Like earthquakes. I can’t stop an earthquake. If Portland got hit by The Big One tomorrow, there’s not a damned thing I could do to stop it. But I can educate myself on what to do if it hits, and what resources I need, and what to do in the aftermath. Comforting myself with the idea that the earthquake happened for some abstract reason, or that maybe some bad people lost their homes or even died in it, certainly is no replacement for preparedness. In fact, making up stories about how earthquakes happen to punish bad people (I’m looking at you, Pat Robertson) just distracts time and attention away from knowing more about plate tectonics and how that study may someday help us predict earthquakes and save lives.

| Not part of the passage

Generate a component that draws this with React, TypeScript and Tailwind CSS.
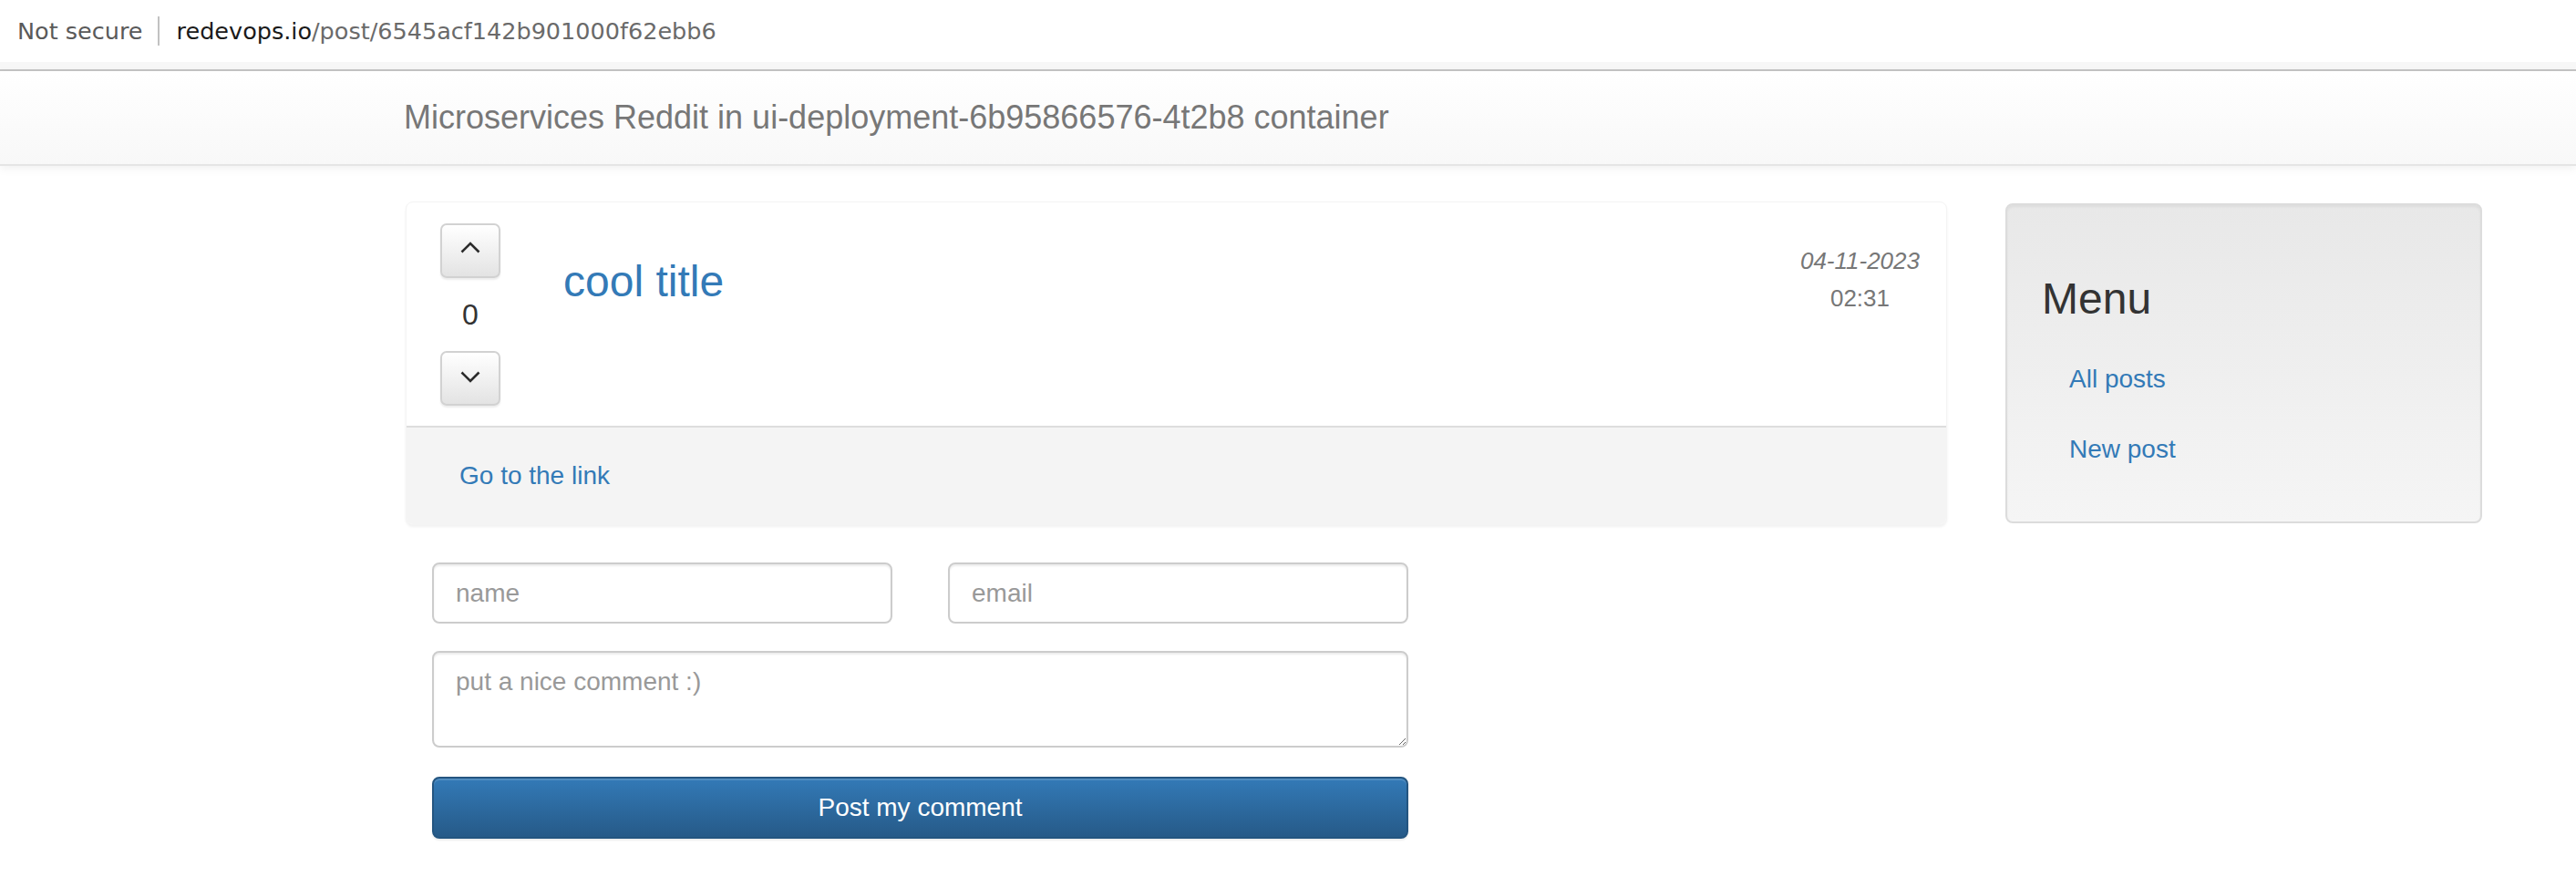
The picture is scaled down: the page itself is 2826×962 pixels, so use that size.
import { useState } from 'react';

function Chevron({ up }: { up?: boolean }) {
  return (
    <svg width="22" height="14" viewBox="0 0 22 14" className="block">
      <polyline
        points={up ? '1.5,12.5 11,3 20.5,12.5' : '1.5,1.5 11,11 20.5,1.5'}
        fill="none"
        stroke="#2b2b2b"
        strokeWidth="2.6"
      />
    </svg>
  );
}

function VoteButton({ up }: { up?: boolean }) {
  return (
    <button
      className={`w-[66px] h-[60px] flex justify-center items-center rounded-[7px] border-2 border-[#d2d2d2] bg-gradient-to-b from-white to-[#e3e3e3] shadow-[0_2px_2px_rgba(0,0,0,0.08)] ${
        up ? 'pb-[8px]' : 'pb-[2px]'
      }`}
    >
      <Chevron up={up} />
    </button>
  );
}

export default function App() {
  const [votes] = useState(0);

  return (
    <div className="min-h-screen w-[2826px] bg-white text-[#333]" style={{ fontFamily: '"Liberation Sans", Arial, sans-serif' }}>
      {/* browser address bar */}
      <div className="h-[68px] bg-white flex items-center pl-[19px] text-[25.5px]" style={{ fontFamily: '"DejaVu Sans", sans-serif' }}>
        <span className="text-[#5a5a5a]">Not secure</span>
        <span className="ml-[16px] mr-[19px] w-[2px] h-[32px] bg-[#c2c2c2]"></span>
        <span>
          <span className="text-[#1a1a1a]">redevops.io</span>
          <span className="text-[#6a6a6a]">/post/6545acf142b901000f62ebb6</span>
        </span>
      </div>
      <div className="h-[8px] bg-[#f7f7f7]"></div>
      <div className="h-[2px] bg-[#c4c4c4]"></div>

      {/* navbar */}
      <div className="h-[104px] flex items-center pl-[443px] bg-gradient-to-b from-white to-[#f8f8f8] border-b-2 border-[#e5e5e5] shadow-[0_3px_10px_rgba(0,0,0,0.06)]">
        <span className="text-[36px] text-[#777]">Microservices Reddit in ui-deployment-6b95866576-4t2b8 container</span>
      </div>

      <main className="flex pl-[445px] gap-[64px] mt-[39px]">
        {/* post column */}
        <div className="w-[1691px]">
          <div className="rounded-[8px] border border-[#f4f4f4] bg-white shadow-[0_2px_3px_rgba(0,0,0,0.06)] overflow-hidden">
            <div className="flex items-start pl-[37px] pr-[29px] pb-[22px] pt-[23px]">
              <div className="w-[66px] flex flex-col items-center">
                <VoteButton up />
                <div className="h-[80px] flex items-center justify-center text-[32px] text-[#333]">{votes}</div>
                <VoteButton />
              </div>
              <h3 className="ml-[69px] mt-[37px] text-[48px] leading-[53px] text-[#337ab7]">cool title</h3>
              <div className="ml-auto mt-[21px] text-center text-[26px] leading-[41px] text-[#777]">
                <div className="italic">04-11-2023</div>
                <div>02:31</div>
              </div>
            </div>
            <div className="h-[108px] border-t-2 border-[#dddddd] bg-[#f4f4f4] flex items-center pl-[58px]">
              <a className="text-[28px] text-[#337ab7]">Go to the link</a>
            </div>
          </div>

          {/* comment form */}
          <form className="w-[1071px] ml-[29px] mt-[41px] flex flex-col">
            <div className="flex gap-[61px]">
              <input
                placeholder="name"
                className="w-[505px] h-[67px] rounded-[8px] border-2 border-[#cccccc] px-[24px] text-[28px] outline-none placeholder:text-[#999] shadow-[inset_0_2px_2px_rgba(0,0,0,0.075)]"
              />
              <input
                placeholder="email"
                className="w-[505px] h-[67px] rounded-[8px] border-2 border-[#cccccc] px-[24px] text-[28px] outline-none placeholder:text-[#999] shadow-[inset_0_2px_2px_rgba(0,0,0,0.075)]"
              />
            </div>
            <textarea
              placeholder="put a nice comment :)"
              className="block mt-[30px] w-full h-[106px] rounded-[8px] border-2 border-[#cccccc] px-[24px] py-[12px] text-[28px] leading-[40px] outline-none placeholder:text-[#999] shadow-[inset_0_2px_2px_rgba(0,0,0,0.075)]"
            ></textarea>
            <button
              type="button"
              className="mt-[32px] w-full h-[68px] rounded-[8px] border-2 border-[#245580] bg-gradient-to-b from-[#337ab7] to-[#265a88] text-white text-[28px] shadow-[inset_0_2px_0_rgba(255,255,255,0.15),0_2px_2px_rgba(0,0,0,0.075)]"
            >
              Post my comment
            </button>
          </form>
        </div>

        {/* side menu */}
        <aside className="w-[523px] h-[351px] mt-[2px] rounded-[8px] border-2 border-[#dcdcdc] bg-gradient-to-b from-[#e8e8e8] to-[#f5f5f5] shadow-[inset_0_2px_3px_rgba(0,0,0,0.05)] pl-[38px] pt-[76px]">
          <h3 className="text-[48px] leading-[53px] text-[#333] mb-[23px]">Menu</h3>
          <ul>
            <li className="h-[77px] flex items-center pl-[30px]">
              <a className="text-[28px] text-[#337ab7]">All posts</a>
            </li>
            <li className="h-[77px] flex items-center pl-[30px]">
              <a className="text-[28px] text-[#337ab7]">New post</a>
            </li>
          </ul>
        </aside>
      </main>
    </div>
  );
}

In the same way as preparing for the reality of an earthquake instead of my control-freak fantasies about it, I can’t just patch over the ugliness in the world by pretending that Karma/3FL has it all covered and that it all “happens for a reason”. Instead, it’s my task and even duty to roll up my sleeves and work to make this world a better, more compassionate place, not to earn myself karma points, but because the world isn’t just, and I can do something to help those caught in the injustice. It’s something that requires me to challenge myself and my perceptions on a daily basis, to be vulnerable even when it’s terrifying, and to be courageous even when I tremble. I have to leave the comfortable realm of black and white and get messy in the gray areas in between.
And I have willingly cast off the blinders of Karma/3FL in favor of embracing my agency and my ability to act within the world, even as I learn the boundaries I have to work within. True, there’s the challenge of getting over the fear of lack of control, and acceptance of the limitations of my agency, however frustrating that may be. But isn’t it more productive to maximize the use of the control I actually have rather than engage in spiritual and mental fantasizing over control that I can’t, and will never, have? That, I think, is worth facing the fear of the loss of control and the false promises of balance that Karma/3FL claims.